I’m always thinking: Could this manuscript be transformed into something totally new that could catch an editor’s attention? Just maybe…

One thing is for sure. I love to imagine the possibilities!

Liz Garton Scanlon’s website

Liz Kessler’s website

Thanks for reading & see you next time!


P.S. Congrats to Rebecca Gardyn Levington for winning a copy of THE LOST PACKAGE from my last blog post!

Michelle Meadows

Michelle Meadows is the author of many acclaimed books for children. She loves dreaming up new projects and telling stories with heart. Connection, compassion, and family are common themes in her work. Michelle's books include FLYING HIGH: The Story of Gymnastics Champion Simone Biles and BRAVE BALLERINA: The Story of Janet Collins. Michelle also contributed to BLACK BALLERINAS: My Journey to Our Legacy by Misty Copeland. Michelle graduated from Syracuse University with a dual degree in journalism and literature. Michelle is represented by literary agent Rosemary Stimola of the Stimola Literary Studio. Michelle grew up in Washington, D.C. and now lives near the beach in Delaware with her husband. To learn more about Michelle's books, visit her website:


  1. Michelle,
    Thank you for this inspiring post. I like the idea of rejecting rejection!
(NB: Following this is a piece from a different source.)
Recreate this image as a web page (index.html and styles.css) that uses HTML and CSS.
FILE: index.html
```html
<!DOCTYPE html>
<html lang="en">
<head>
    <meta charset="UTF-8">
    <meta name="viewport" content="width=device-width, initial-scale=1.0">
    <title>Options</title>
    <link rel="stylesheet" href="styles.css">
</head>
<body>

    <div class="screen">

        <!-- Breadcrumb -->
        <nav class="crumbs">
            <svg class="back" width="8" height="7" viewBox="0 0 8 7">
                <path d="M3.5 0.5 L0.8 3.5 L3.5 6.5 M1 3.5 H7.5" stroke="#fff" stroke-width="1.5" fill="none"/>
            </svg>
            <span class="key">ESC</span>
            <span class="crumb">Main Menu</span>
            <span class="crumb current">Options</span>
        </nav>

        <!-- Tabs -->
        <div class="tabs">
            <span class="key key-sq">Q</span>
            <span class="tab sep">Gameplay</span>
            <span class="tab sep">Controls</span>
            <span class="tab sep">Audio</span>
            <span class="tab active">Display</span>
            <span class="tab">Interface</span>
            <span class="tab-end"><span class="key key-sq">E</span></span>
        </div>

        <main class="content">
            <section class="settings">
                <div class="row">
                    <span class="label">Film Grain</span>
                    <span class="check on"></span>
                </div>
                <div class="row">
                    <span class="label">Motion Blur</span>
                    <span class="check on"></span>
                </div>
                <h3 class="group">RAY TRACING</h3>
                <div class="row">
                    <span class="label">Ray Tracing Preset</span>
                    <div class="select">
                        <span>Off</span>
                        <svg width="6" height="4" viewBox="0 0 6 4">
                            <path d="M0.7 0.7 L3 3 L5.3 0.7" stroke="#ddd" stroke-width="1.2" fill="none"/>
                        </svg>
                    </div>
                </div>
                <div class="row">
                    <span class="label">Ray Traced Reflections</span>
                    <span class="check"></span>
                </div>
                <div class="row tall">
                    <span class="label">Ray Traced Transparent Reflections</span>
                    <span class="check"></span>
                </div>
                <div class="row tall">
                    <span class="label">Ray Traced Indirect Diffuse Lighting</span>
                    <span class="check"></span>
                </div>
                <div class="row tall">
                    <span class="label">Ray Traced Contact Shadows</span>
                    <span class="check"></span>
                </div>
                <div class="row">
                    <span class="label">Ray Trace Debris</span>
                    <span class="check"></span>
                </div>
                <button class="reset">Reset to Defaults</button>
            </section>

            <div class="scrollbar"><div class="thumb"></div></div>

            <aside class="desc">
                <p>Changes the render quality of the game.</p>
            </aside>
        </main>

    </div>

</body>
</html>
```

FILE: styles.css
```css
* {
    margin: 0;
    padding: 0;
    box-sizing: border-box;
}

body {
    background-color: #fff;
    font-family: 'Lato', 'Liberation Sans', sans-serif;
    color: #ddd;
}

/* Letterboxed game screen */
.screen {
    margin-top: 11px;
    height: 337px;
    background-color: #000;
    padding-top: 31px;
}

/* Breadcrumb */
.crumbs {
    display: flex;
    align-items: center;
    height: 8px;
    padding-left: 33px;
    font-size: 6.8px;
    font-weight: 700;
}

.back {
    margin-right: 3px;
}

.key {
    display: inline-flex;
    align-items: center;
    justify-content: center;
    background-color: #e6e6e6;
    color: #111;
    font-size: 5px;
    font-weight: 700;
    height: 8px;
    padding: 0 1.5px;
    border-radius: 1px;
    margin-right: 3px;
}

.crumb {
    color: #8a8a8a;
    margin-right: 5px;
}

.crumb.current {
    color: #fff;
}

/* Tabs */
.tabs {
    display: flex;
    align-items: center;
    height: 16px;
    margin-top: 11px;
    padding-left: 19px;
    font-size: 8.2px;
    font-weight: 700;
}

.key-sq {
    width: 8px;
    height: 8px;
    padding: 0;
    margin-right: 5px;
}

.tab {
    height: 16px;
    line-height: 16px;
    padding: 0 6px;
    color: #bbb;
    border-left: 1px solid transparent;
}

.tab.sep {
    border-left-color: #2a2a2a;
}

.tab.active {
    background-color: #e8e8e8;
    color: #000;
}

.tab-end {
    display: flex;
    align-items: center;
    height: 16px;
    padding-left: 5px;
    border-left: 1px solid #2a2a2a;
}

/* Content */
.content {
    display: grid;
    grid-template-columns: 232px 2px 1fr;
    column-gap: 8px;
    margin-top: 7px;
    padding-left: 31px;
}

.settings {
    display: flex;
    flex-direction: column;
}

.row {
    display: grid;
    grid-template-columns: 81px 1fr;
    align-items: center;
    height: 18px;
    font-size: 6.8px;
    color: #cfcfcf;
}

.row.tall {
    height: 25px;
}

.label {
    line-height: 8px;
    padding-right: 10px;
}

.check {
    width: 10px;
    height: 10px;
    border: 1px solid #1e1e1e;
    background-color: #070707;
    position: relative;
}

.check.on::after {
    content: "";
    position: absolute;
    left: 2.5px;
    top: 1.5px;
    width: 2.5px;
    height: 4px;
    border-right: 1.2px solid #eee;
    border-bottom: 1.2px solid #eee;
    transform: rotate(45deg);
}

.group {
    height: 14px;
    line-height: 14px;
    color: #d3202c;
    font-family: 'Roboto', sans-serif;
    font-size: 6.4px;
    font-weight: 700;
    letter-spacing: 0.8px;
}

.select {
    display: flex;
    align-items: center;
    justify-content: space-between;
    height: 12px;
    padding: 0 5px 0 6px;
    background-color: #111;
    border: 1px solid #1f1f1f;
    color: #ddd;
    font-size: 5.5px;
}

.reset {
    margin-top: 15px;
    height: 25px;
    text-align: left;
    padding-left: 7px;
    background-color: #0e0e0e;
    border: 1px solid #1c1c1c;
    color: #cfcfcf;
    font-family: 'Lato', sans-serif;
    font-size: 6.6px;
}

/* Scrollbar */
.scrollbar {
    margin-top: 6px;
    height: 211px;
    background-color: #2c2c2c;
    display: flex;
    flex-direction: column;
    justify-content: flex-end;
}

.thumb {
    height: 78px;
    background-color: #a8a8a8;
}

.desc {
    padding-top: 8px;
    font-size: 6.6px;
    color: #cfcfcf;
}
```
  2. I took this post to heart, Michelle. Thanks so much for writing it. I ? hibernating in pajamas too!

  3. This is a fabulous post, Michelle! It’s really fun to hear about these specific examples of rejections transformed—I love your advice and ability to pivot. Thanks for sharing.

  4. Debra Kempf Shumaker

    Brilliant advice! I’ve experienced something similar. An old idea that didn’t sell gave me fodder for the book that became my debut which comes out on May 4th!

  5. What a great post, Michelle. A positive spin on rejections and revisions. Thanks!

  6. Love your post, Michelle! And fantastic advice to never give up on those ideas placed upon your heart. “I love to imagine the possibilities!” Yes, indeed. Congratulations on your new books!!!

  7. Kim Pfennigwerth

    Thanks for the ideas and the inspiration to keep creating and imagining what our manuscripts can be!

  8. Great post, Michelle! Sometimes writer’s block can be broken or a troubled manuscript can be saved by looking into that “drawer” for inspiration and transformation. “Reject the rejection!” Thanks for the advice!

  9. Jilanne F Hoffmann

    Thanks for the inspiration! I have so many languishing at this moment. Need to do a bit of thinking on how they could be transformed.

  10. Thank you for getting us to think of the possibilities, to reimagine our manuscripts in the drawer, and reject rejection! Great post, Michelle!!

  11. Love this post, thank you!!

  12. Totally agree, Michelle! “The drawer” is a treasure I’ve mined many times for story ideas. Many of my books morphed from manuscripts that stalled out and/or were rejected multiple times. I almost always start new projects by pulling out the old idea files. 🙂

  13. Encouraging post, Michelle!! Thank you!
    All those rejection letters are proof of trying.
    Manuscript transformations are kind of magical. You never know what a piece of writing can become! And it’s all the possibilities that keep me so excited.

  14. Thanks for the ego boost, Michelle!

  15. No wonder I love picture books. These covers are amazing. They pull me right in. And two rejections came today. Onward and upward!

  16. Sheri Delgado Preston

    Thank you for sharing your writing wisdom. Very insightful. Congrats on Hibernation Station! I, too, stare into space while writing…

  17. Thank you for this lovely inspiring post. Yes! Reject rejection.

  18. This was a great post. Thanks

  19. Great post, Michelle, with wonderful advice. Don’t give up on a manuscript!

  20. Thank you Michelle! Love the idea of not quite accepting rejection.. and recycling those manuscripts and/ or research!

  21. Thank you for the advice about rejecting rejections and for the idea of revisiting what has been placed in the drawer. This was a very encouraging post.

  22. Oh, this is a great use of rejection letter feedback. I just received a rather detailed critique that I know will help me improve one of my favorite manuscripts. Thanks for sharing!

  23. Hi Tina! Thank you and Happy Weekend!

  24. Hi Angie! I love it when the critiques are detailed!

  25. This was so inspirational. Thank you, Michelle!

  26. Jennifer Fier Jasinski

    “I love to reject rejection.” I am embracing this perspective. Thanks, Michelle!

  27. Thank you for giving me ideas for transforming rejected manuscripts. It’s a matter of finding the right structure for each.

  28. Love this! I’ve often turned poems into picture books or picture book ideas into poems, etc. You just gotta keep playing until you find the magic! Also, THANK YOU for sending me The Lost Package! I was so thrilled to have won the giveaway! Such a beautiful book. 🙂

  29. Thanks for this post!! It encourages me!!

  30. A new and wonderful idea. Reject rejections!

  31. Thank you so much for this very positive way to view “rejections”, Michelle. I am going to take this to heart!

  32. Michelle- this is such a positive, affirming post. Thank you! Just what I needed as I go through the stack of shelved manuscripts.